What the exercise asks
What follows is a set of entries. Give them again exactly, without the pictures.

--- Dataset records ---

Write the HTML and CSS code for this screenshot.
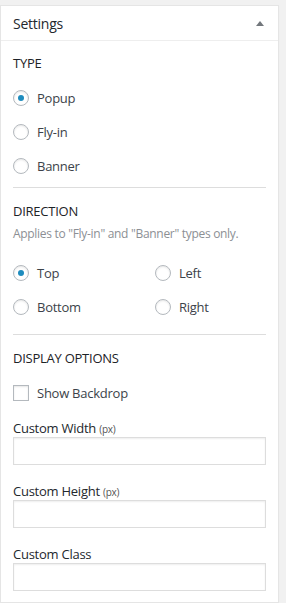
FILE: index.html
```html
<!DOCTYPE html>
<html lang="en">
<head>
<meta charset="UTF-8" />
<meta name="viewport" content="width=device-width, initial-scale=1" />
<title>Settings</title>
<link rel="stylesheet" href="styles.css">
</head>
<body>

<div class="postbox">
  <div class="hndle">
    <span>Settings</span>
    <span class="toggle"></span>
  </div>
  <div class="inside">
    <h4 class="section-title">TYPE</h4>
    <div class="radio-list">
      <label class="choice"><span class="radio checked"></span>Popup</label>
      <label class="choice"><span class="radio"></span>Fly-in</label>
      <label class="choice"><span class="radio"></span>Banner</label>
    </div>

    <hr class="divider" />

    <h4 class="section-title dir-title">DIRECTION</h4>
    <p class="description">Applies to "Fly-in" and "Banner" types only.</p>
    <div class="radio-grid">
      <label class="choice"><span class="radio checked"></span>Top</label>
      <label class="choice"><span class="radio"></span>Left</label>
      <label class="choice"><span class="radio"></span>Bottom</label>
      <label class="choice"><span class="radio"></span>Right</label>
    </div>

    <hr class="divider divider-2" />

    <h4 class="section-title dir-title">DISPLAY OPTIONS</h4>
    <label class="choice check-row"><span class="checkbox"></span>Show Backdrop</label>

    <div class="field">
      <label class="field-label">Custom Width <small>(px)</small></label>
      <input type="text" class="text-input" />
    </div>
    <div class="field">
      <label class="field-label">Custom Height <small>(px)</small></label>
      <input type="text" class="text-input" />
    </div>
    <div class="field">
      <label class="field-label">Custom Class</label>
      <input type="text" class="text-input" />
    </div>
  </div>
</div>

</body>
</html>
```

FILE: styles.css
```css
body {
  margin: 0;
  background: #f1f1f1;
  font-family: "Open Sans", "Noto Sans", sans-serif;
  font-size: 13px;
  letter-spacing: -0.25px;
  color: #32373c;
}
.postbox {
  width: 277px;
  margin-top: 5px;
  background: #fff;
  border: 1px solid #e5e5e5;
  box-shadow: 0 1px 1px rgba(0,0,0,0.04);
}
.hndle {
  height: 34px;
  padding: 0 12px;
  display: flex;
  align-items: center;
  justify-content: space-between;
  border-bottom: 1px solid #eee;
  font-size: 14px;
  color: #23282d;
}
.toggle {
  width: 0;
  height: 0;
  margin-right: 2px;
  border-left: 4px solid transparent;
  border-right: 4px solid transparent;
  border-bottom: 5px solid #72777c;
}
.inside {
  padding: 12px 12px 11px;
}
.section-title {
  margin: 0;
  height: 20px;
  line-height: 20px;
  font-size: 13px;
  font-weight: normal;
  color: #1d2327;
}
.radio-list {
  margin-top: 8px;
}
.choice {
  display: flex;
  align-items: center;
  height: 34px;
  color: #3c434a;
}
.radio {
  box-sizing: border-box;
  flex: none;
  width: 16px;
  height: 16px;
  margin-right: 8px;
  border: 1px solid #b4b9be;
  border-radius: 50%;
  box-shadow: inset 0 1px 2px rgba(0,0,0,0.1);
  display: flex;
  align-items: center;
  justify-content: center;
}
.radio.checked::after {
  content: "";
  width: 6px;
  height: 6px;
  border-radius: 50%;
  background: #1e8cbe;
}
.divider {
  margin: 4px 0 0;
  border: 0;
  border-top: 1px solid #ddd;
}
.dir-title {
  margin-top: 13px;
}
.description {
  margin: 4px 0 0;
  line-height: 18px;
  font-size: 12px;
  letter-spacing: -0.3px;
  color: #8c8f94;
}
.radio-grid {
  margin-top: 13px;
  display: grid;
  grid-template-columns: 142px 1fr;
}
.divider-2 {
  margin-top: 10px;
}
.check-row {
  margin-top: 8px;
}
.checkbox {
  box-sizing: border-box;
  flex: none;
  width: 16px;
  height: 16px;
  margin-right: 8px;
  border: 1px solid #b4b9be;
  box-shadow: inset 0 1px 2px rgba(0,0,0,0.1);
}
.field {
  margin-top: 9px;
}
.field + .field {
  margin-top: 17px;
}
.field-label {
  display: block;
  height: 18px;
  line-height: 18px;
  color: #23282d;
  font-size: 13px;
}
.field-label small {
  font-size: 10px;
  color: #555;
}
.text-input {
  display: block;
  box-sizing: border-box;
  width: 100%;
  height: 28px;
  margin: 0;
  border: 1px solid #ddd;
  box-shadow: inset 0 1px 2px rgba(0,0,0,0.07);
  background: #fff;
}
```
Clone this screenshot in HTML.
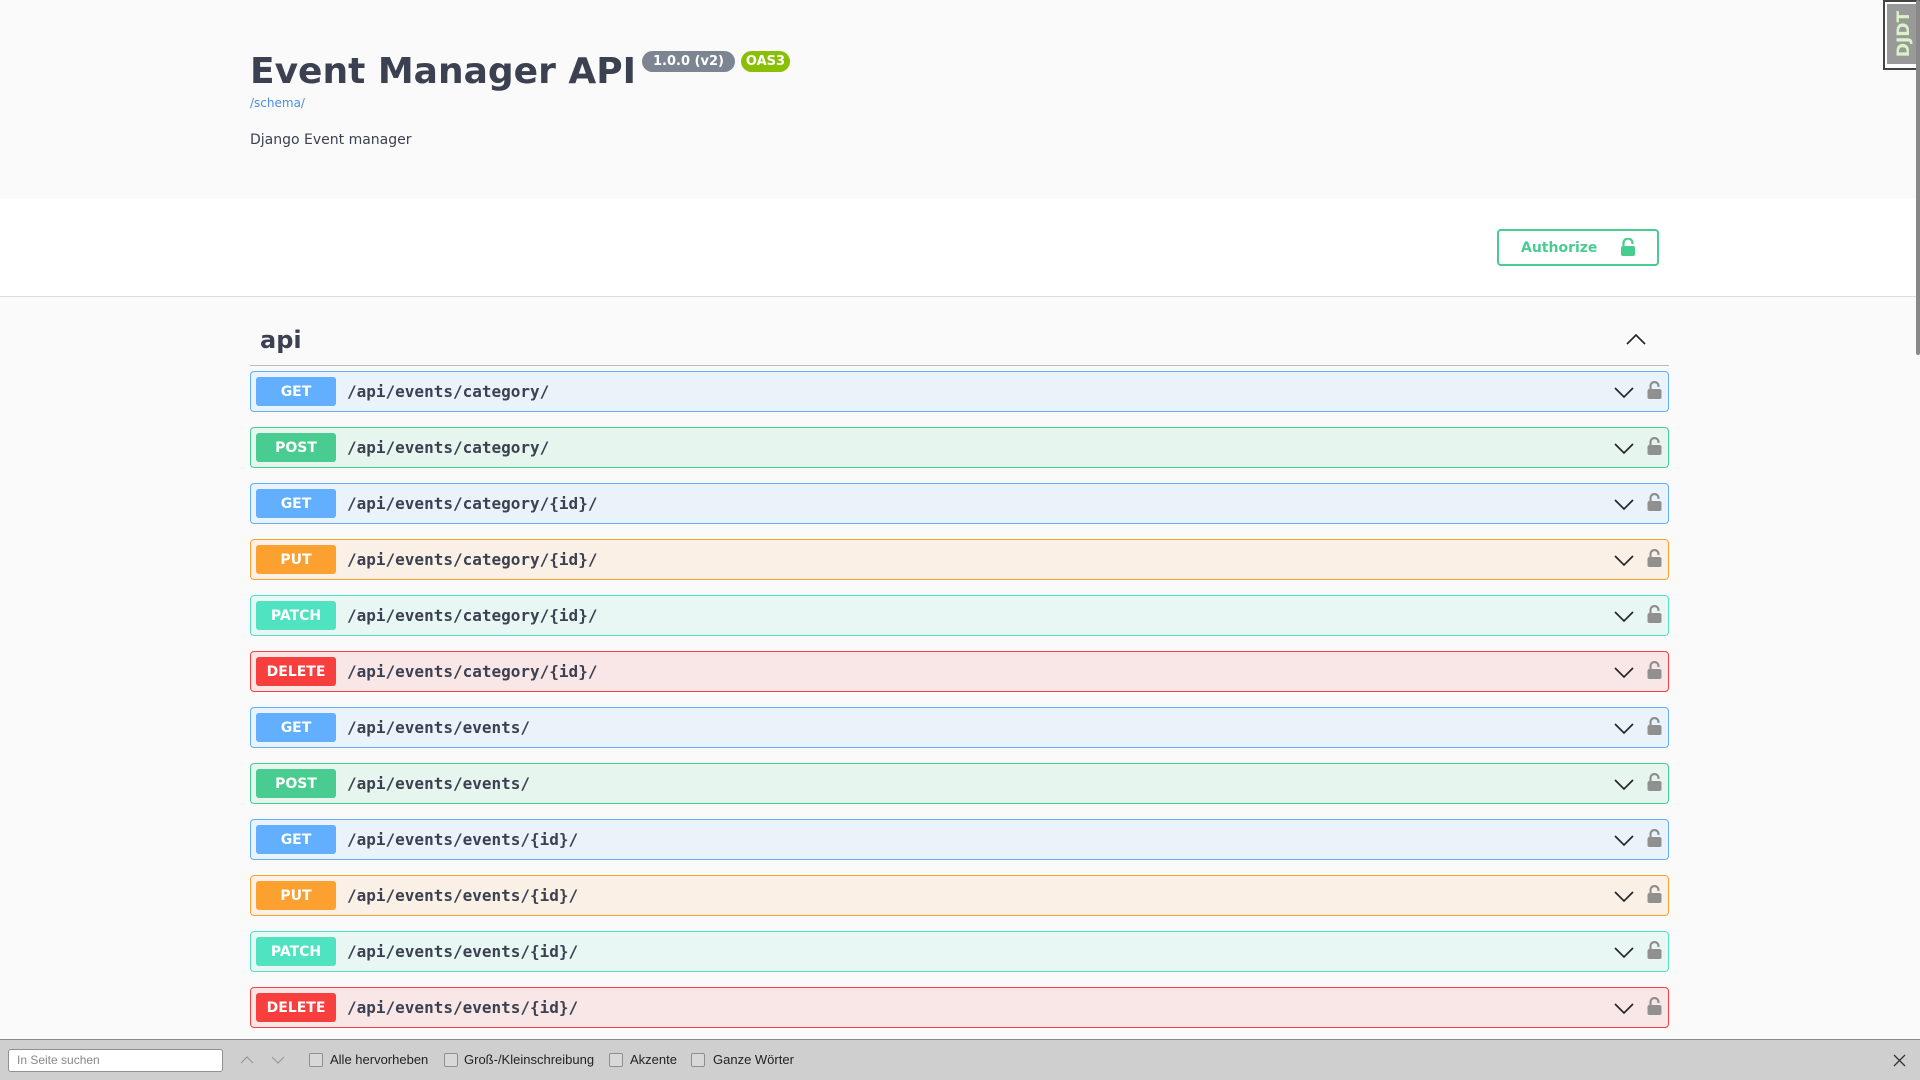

---

Solution to the problem
Write the HTML and CSS code for this screenshot.
FILE: index.html
```html
<!DOCTYPE html>
<html lang="en">
<head>
<meta charset="UTF-8" />
<meta name="viewport" content="width=device-width, initial-scale=1" />
<title>Settings</title>
<link rel="stylesheet" href="styles.css">
</head>
<body>

<div class="postbox">
  <div class="hndle">
    <span>Settings</span>
    <span class="toggle"></span>
  </div>
  <div class="inside">
    <h4 class="section-title">TYPE</h4>
    <div class="radio-list">
      <label class="choice"><span class="radio checked"></span>Popup</label>
      <label class="choice"><span class="radio"></span>Fly-in</label>
      <label class="choice"><span class="radio"></span>Banner</label>
    </div>

    <hr class="divider" />

    <h4 class="section-title dir-title">DIRECTION</h4>
    <p class="description">Applies to "Fly-in" and "Banner" types only.</p>
    <div class="radio-grid">
      <label class="choice"><span class="radio checked"></span>Top</label>
      <label class="choice"><span class="radio"></span>Left</label>
      <label class="choice"><span class="radio"></span>Bottom</label>
      <label class="choice"><span class="radio"></span>Right</label>
    </div>

    <hr class="divider divider-2" />

    <h4 class="section-title dir-title">DISPLAY OPTIONS</h4>
    <label class="choice check-row"><span class="checkbox"></span>Show Backdrop</label>

    <div class="field">
      <label class="field-label">Custom Width <small>(px)</small></label>
      <input type="text" class="text-input" />
    </div>
    <div class="field">
      <label class="field-label">Custom Height <small>(px)</small></label>
      <input type="text" class="text-input" />
    </div>
    <div class="field">
      <label class="field-label">Custom Class</label>
      <input type="text" class="text-input" />
    </div>
  </div>
</div>

</body>
</html>
```

FILE: styles.css
```css
body {
  margin: 0;
  background: #f1f1f1;
  font-family: "Open Sans", "Noto Sans", sans-serif;
  font-size: 13px;
  letter-spacing: -0.25px;
  color: #32373c;
}
.postbox {
  width: 277px;
  margin-top: 5px;
  background: #fff;
  border: 1px solid #e5e5e5;
  box-shadow: 0 1px 1px rgba(0,0,0,0.04);
}
.hndle {
  height: 34px;
  padding: 0 12px;
  display: flex;
  align-items: center;
  justify-content: space-between;
  border-bottom: 1px solid #eee;
  font-size: 14px;
  color: #23282d;
}
.toggle {
  width: 0;
  height: 0;
  margin-right: 2px;
  border-left: 4px solid transparent;
  border-right: 4px solid transparent;
  border-bottom: 5px solid #72777c;
}
.inside {
  padding: 12px 12px 11px;
}
.section-title {
  margin: 0;
  height: 20px;
  line-height: 20px;
  font-size: 13px;
  font-weight: normal;
  color: #1d2327;
}
.radio-list {
  margin-top: 8px;
}
.choice {
  display: flex;
  align-items: center;
  height: 34px;
  color: #3c434a;
}
.radio {
  box-sizing: border-box;
  flex: none;
  width: 16px;
  height: 16px;
  margin-right: 8px;
  border: 1px solid #b4b9be;
  border-radius: 50%;
  box-shadow: inset 0 1px 2px rgba(0,0,0,0.1);
  display: flex;
  align-items: center;
  justify-content: center;
}
.radio.checked::after {
  content: "";
  width: 6px;
  height: 6px;
  border-radius: 50%;
  background: #1e8cbe;
}
.divider {
  margin: 4px 0 0;
  border: 0;
  border-top: 1px solid #ddd;
}
.dir-title {
  margin-top: 13px;
}
.description {
  margin: 4px 0 0;
  line-height: 18px;
  font-size: 12px;
  letter-spacing: -0.3px;
  color: #8c8f94;
}
.radio-grid {
  margin-top: 13px;
  display: grid;
  grid-template-columns: 142px 1fr;
}
.divider-2 {
  margin-top: 10px;
}
.check-row {
  margin-top: 8px;
}
.checkbox {
  box-sizing: border-box;
  flex: none;
  width: 16px;
  height: 16px;
  margin-right: 8px;
  border: 1px solid #b4b9be;
  box-shadow: inset 0 1px 2px rgba(0,0,0,0.1);
}
.field {
  margin-top: 9px;
}
.field + .field {
  margin-top: 17px;
}
.field-label {
  display: block;
  height: 18px;
  line-height: 18px;
  color: #23282d;
  font-size: 13px;
}
.field-label small {
  font-size: 10px;
  color: #555;
}
.text-input {
  display: block;
  box-sizing: border-box;
  width: 100%;
  height: 28px;
  margin: 0;
  border: 1px solid #ddd;
  box-shadow: inset 0 1px 2px rgba(0,0,0,0.07);
  background: #fff;
}
```
Clone this screenshot in HTML.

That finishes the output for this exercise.